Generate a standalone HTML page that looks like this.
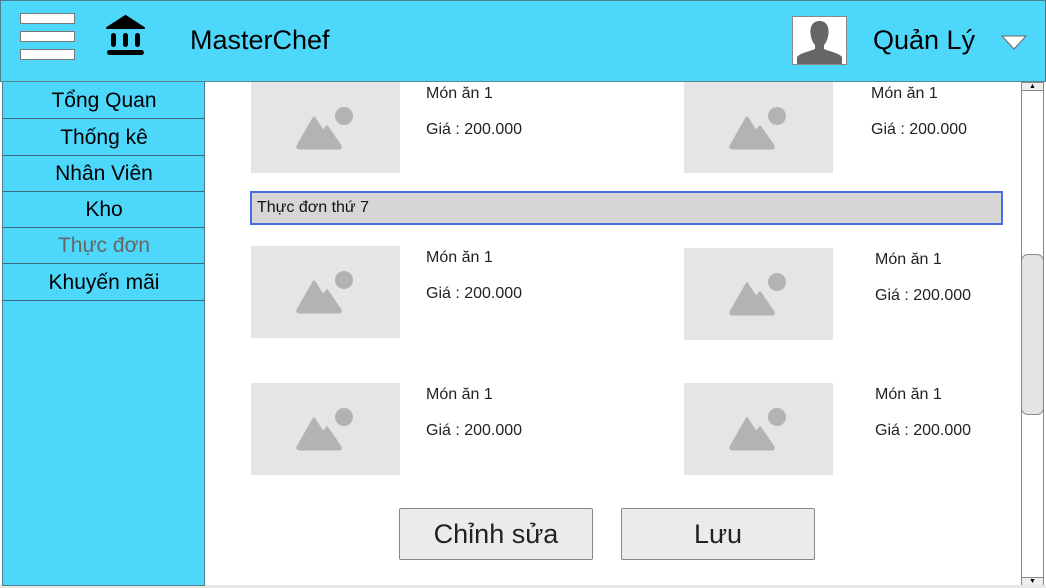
<!DOCTYPE html>
<html><head><meta charset="utf-8"><style>
*{margin:0;padding:0;box-sizing:border-box}
body{width:1046px;height:588px;position:relative;overflow:hidden;background:#fff;font-family:"Liberation Sans",Arial,sans-serif}
.a{position:absolute}
#hdr{left:0;top:0;width:1046px;height:82px;background:#4dd8fb;border:1px solid #4a7f8f;border-bottom:1px solid #5a8592}
.hb{left:20px;width:55px;height:11px;background:#fff;border:1px solid #777}
#side{left:2px;top:82px;width:203px;height:504px;background:#4dd8fb;border-left:1px solid #4a7f8f;border-right:1px solid #4a7f8f}
.si{position:absolute;left:0;width:202px;height:37px;border-bottom:1px solid #3a6a78;text-align:center;font-size:21px;line-height:37px;color:#000}
.img{width:149px;height:92px;background:#e5e5e5}
.t{font-size:16px;color:#222}
.btn{top:508px;width:194px;height:52px;background:#ebebeb;border:1px solid #888;border-radius:2px;font-size:27px;text-align:center;line-height:50px;color:#222}
</style></head><body>
<div class="a" id="hdr"></div>
<div class="a hb" style="top:13px"></div>
<div class="a hb" style="top:31px"></div>
<div class="a hb" style="top:49px"></div>
<svg class="a" style="left:100px;top:10px" width="50" height="50" viewBox="100 10 50 50">
<path d="M107 28 L125.5 16 L144 28 Z" fill="#000" stroke="#000" stroke-width="2" stroke-linejoin="round"/>
<rect x="111" y="33" width="5" height="14" rx="2.5"/><rect x="123" y="33" width="5" height="14" rx="2.5"/><rect x="135" y="33" width="5" height="14" rx="2.5"/>
<rect x="107" y="50" width="37" height="5" rx="2.5"/>
</svg>
<div class="a" style="left:190px;top:25px;font-size:27px;color:#000">MasterChef</div>
<div class="a" style="left:792px;top:16px;width:55px;height:49px;background:#fff;border:1px solid #888;overflow:hidden">
<svg width="53" height="47" viewBox="0 0 53 47"><path d="M26.5 4 C33 4 36 9 35.5 16 C35 22 33 26 31 28 L31 32 C38 35 46 36 49 40 L49 47 L4 47 L4 40 C7 36 15 35 22 32 L22 28 C20 26 18 22 17.5 16 C17 9 20 4 26.5 4Z" fill="#666"/></svg></div>
<div class="a" style="left:873px;top:25px;font-size:27px;color:#000">Quản Lý</div>
<svg class="a" style="left:1001px;top:35px" width="26" height="16"><path d="M1 1 L25 1 L13 14 Z" fill="#fff" stroke="#666" stroke-width="1"/></svg>
<div class="a" id="side">
<div class="si" style="top:0">Tổng Quan</div>
<div class="si" style="top:37px">Thống kê</div>
<div class="si" style="top:73px">Nhân Viên</div>
<div class="si" style="top:109px">Kho</div>
<div class="si" style="top:145px;color:#666">Thực đơn</div>
<div class="si" style="top:182px">Khuyến mãi</div>
</div>
<svg width="0" height="0" style="position:absolute"><defs><g id="ic"><path d="M47 64 L63 36 L72 50 L76 45 L89 64 Q90 66 88 66 L49 66 Q46 66 47 64Z" fill="#b3b3b3" stroke="#b3b3b3" stroke-width="3" stroke-linejoin="round"/><circle cx="93" cy="34" r="9" fill="#b3b3b3"/></g></defs></svg>
<div class="a img" style="left:251px;top:82px;height:91px"><svg width="149" height="91"><use href="#ic"/></svg></div>
<div class="a img" style="left:684px;top:82px;height:91px"><svg width="149" height="91"><use href="#ic"/></svg></div>
<div class="a img" style="left:251px;top:246px"><svg width="149" height="92"><use href="#ic"/></svg></div>
<div class="a img" style="left:684px;top:248px"><svg width="149" height="92"><use href="#ic"/></svg></div>
<div class="a img" style="left:251px;top:383px"><svg width="149" height="92"><use href="#ic"/></svg></div>
<div class="a img" style="left:684px;top:383px"><svg width="149" height="92"><use href="#ic"/></svg></div>
<div class="a t" style="left:426px;top:85px">Món ăn 1</div><div class="a t" style="left:426px;top:121px">Giá : 200.000</div>
<div class="a t" style="left:871px;top:85px">Món ăn 1</div><div class="a t" style="left:871px;top:121px">Giá : 200.000</div>
<div class="a t" style="left:426px;top:249px">Món ăn 1</div><div class="a t" style="left:426px;top:285px">Giá : 200.000</div>
<div class="a t" style="left:875px;top:251px">Món ăn 1</div><div class="a t" style="left:875px;top:287px">Giá : 200.000</div>
<div class="a t" style="left:426px;top:386px">Món ăn 1</div><div class="a t" style="left:426px;top:422px">Giá : 200.000</div>
<div class="a t" style="left:875px;top:386px">Món ăn 1</div><div class="a t" style="left:875px;top:422px">Giá : 200.000</div>
<div class="a" style="left:250px;top:191px;width:753px;height:34px;background:#d6d6d6;border:2px solid #4a6ee0;font-size:16px;line-height:30px;padding-left:5px;color:#111">Thực đơn thứ 7</div>
<div class="a btn" style="left:399px">Chỉnh sửa</div>
<div class="a btn" style="left:621px">Lưu</div>
<div class="a" style="left:1021px;top:82px;width:23px;height:504px;background:#fff;border-left:1px solid #888;border-right:1px solid #888"></div>
<div class="a" style="left:1021px;top:82px;width:23px;height:9px;border:1px solid #888;background:#eee;font-size:7px;text-align:center;line-height:8px">▲</div>
<div class="a" style="left:1021px;top:577px;width:23px;height:9px;border:1px solid #888;background:#eee;font-size:7px;text-align:center;line-height:8px">▼</div>
<div class="a" style="left:1021px;top:254px;width:23px;height:161px;border:1px solid #888;border-radius:7px;background:#e3e3e3"></div>
<div class="a" style="left:0;top:585px;width:1046px;height:3px;background:#e8e8e8"></div>
<div class="a" style="left:2px;top:585px;width:203px;height:1px;background:#4a7f8f"></div>
</body></html>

◇ ◇ ◇

▶ **Short task**
Set down all the data again exactly as above, pictures excluded.

▶ **Solution to the problem**
Generate a standalone HTML page that looks like this.
<!DOCTYPE html>
<html><head><meta charset="utf-8"><style>
*{margin:0;padding:0;box-sizing:border-box}
body{width:1046px;height:588px;position:relative;overflow:hidden;background:#fff;font-family:"Liberation Sans",Arial,sans-serif}
.a{position:absolute}
#hdr{left:0;top:0;width:1046px;height:82px;background:#4dd8fb;border:1px solid #4a7f8f;border-bottom:1px solid #5a8592}
.hb{left:20px;width:55px;height:11px;background:#fff;border:1px solid #777}
#side{left:2px;top:82px;width:203px;height:504px;background:#4dd8fb;border-left:1px solid #4a7f8f;border-right:1px solid #4a7f8f}
.si{position:absolute;left:0;width:202px;height:37px;border-bottom:1px solid #3a6a78;text-align:center;font-size:21px;line-height:37px;color:#000}
.img{width:149px;height:92px;background:#e5e5e5}
.t{font-size:16px;color:#222}
.btn{top:508px;width:194px;height:52px;background:#ebebeb;border:1px solid #888;border-radius:2px;font-size:27px;text-align:center;line-height:50px;color:#222}
</style></head><body>
<div class="a" id="hdr"></div>
<div class="a hb" style="top:13px"></div>
<div class="a hb" style="top:31px"></div>
<div class="a hb" style="top:49px"></div>
<svg class="a" style="left:100px;top:10px" width="50" height="50" viewBox="100 10 50 50">
<path d="M107 28 L125.5 16 L144 28 Z" fill="#000" stroke="#000" stroke-width="2" stroke-linejoin="round"/>
<rect x="111" y="33" width="5" height="14" rx="2.5"/><rect x="123" y="33" width="5" height="14" rx="2.5"/><rect x="135" y="33" width="5" height="14" rx="2.5"/>
<rect x="107" y="50" width="37" height="5" rx="2.5"/>
</svg>
<div class="a" style="left:190px;top:25px;font-size:27px;color:#000">MasterChef</div>
<div class="a" style="left:792px;top:16px;width:55px;height:49px;background:#fff;border:1px solid #888;overflow:hidden">
<svg width="53" height="47" viewBox="0 0 53 47"><path d="M26.5 4 C33 4 36 9 35.5 16 C35 22 33 26 31 28 L31 32 C38 35 46 36 49 40 L49 47 L4 47 L4 40 C7 36 15 35 22 32 L22 28 C20 26 18 22 17.5 16 C17 9 20 4 26.5 4Z" fill="#666"/></svg></div>
<div class="a" style="left:873px;top:25px;font-size:27px;color:#000">Quản Lý</div>
<svg class="a" style="left:1001px;top:35px" width="26" height="16"><path d="M1 1 L25 1 L13 14 Z" fill="#fff" stroke="#666" stroke-width="1"/></svg>
<div class="a" id="side">
<div class="si" style="top:0">Tổng Quan</div>
<div class="si" style="top:37px">Thống kê</div>
<div class="si" style="top:73px">Nhân Viên</div>
<div class="si" style="top:109px">Kho</div>
<div class="si" style="top:145px;color:#666">Thực đơn</div>
<div class="si" style="top:182px">Khuyến mãi</div>
</div>
<svg width="0" height="0" style="position:absolute"><defs><g id="ic"><path d="M47 64 L63 36 L72 50 L76 45 L89 64 Q90 66 88 66 L49 66 Q46 66 47 64Z" fill="#b3b3b3" stroke="#b3b3b3" stroke-width="3" stroke-linejoin="round"/><circle cx="93" cy="34" r="9" fill="#b3b3b3"/></g></defs></svg>
<div class="a img" style="left:251px;top:82px;height:91px"><svg width="149" height="91"><use href="#ic"/></svg></div>
<div class="a img" style="left:684px;top:82px;height:91px"><svg width="149" height="91"><use href="#ic"/></svg></div>
<div class="a img" style="left:251px;top:246px"><svg width="149" height="92"><use href="#ic"/></svg></div>
<div class="a img" style="left:684px;top:248px"><svg width="149" height="92"><use href="#ic"/></svg></div>
<div class="a img" style="left:251px;top:383px"><svg width="149" height="92"><use href="#ic"/></svg></div>
<div class="a img" style="left:684px;top:383px"><svg width="149" height="92"><use href="#ic"/></svg></div>
<div class="a t" style="left:426px;top:85px">Món ăn 1</div><div class="a t" style="left:426px;top:121px">Giá : 200.000</div>
<div class="a t" style="left:871px;top:85px">Món ăn 1</div><div class="a t" style="left:871px;top:121px">Giá : 200.000</div>
<div class="a t" style="left:426px;top:249px">Món ăn 1</div><div class="a t" style="left:426px;top:285px">Giá : 200.000</div>
<div class="a t" style="left:875px;top:251px">Món ăn 1</div><div class="a t" style="left:875px;top:287px">Giá : 200.000</div>
<div class="a t" style="left:426px;top:386px">Món ăn 1</div><div class="a t" style="left:426px;top:422px">Giá : 200.000</div>
<div class="a t" style="left:875px;top:386px">Món ăn 1</div><div class="a t" style="left:875px;top:422px">Giá : 200.000</div>
<div class="a" style="left:250px;top:191px;width:753px;height:34px;background:#d6d6d6;border:2px solid #4a6ee0;font-size:16px;line-height:30px;padding-left:5px;color:#111">Thực đơn thứ 7</div>
<div class="a btn" style="left:399px">Chỉnh sửa</div>
<div class="a btn" style="left:621px">Lưu</div>
<div class="a" style="left:1021px;top:82px;width:23px;height:504px;background:#fff;border-left:1px solid #888;border-right:1px solid #888"></div>
<div class="a" style="left:1021px;top:82px;width:23px;height:9px;border:1px solid #888;background:#eee;font-size:7px;text-align:center;line-height:8px">▲</div>
<div class="a" style="left:1021px;top:577px;width:23px;height:9px;border:1px solid #888;background:#eee;font-size:7px;text-align:center;line-height:8px">▼</div>
<div class="a" style="left:1021px;top:254px;width:23px;height:161px;border:1px solid #888;border-radius:7px;background:#e3e3e3"></div>
<div class="a" style="left:0;top:585px;width:1046px;height:3px;background:#e8e8e8"></div>
<div class="a" style="left:2px;top:585px;width:203px;height:1px;background:#4a7f8f"></div>
</body></html>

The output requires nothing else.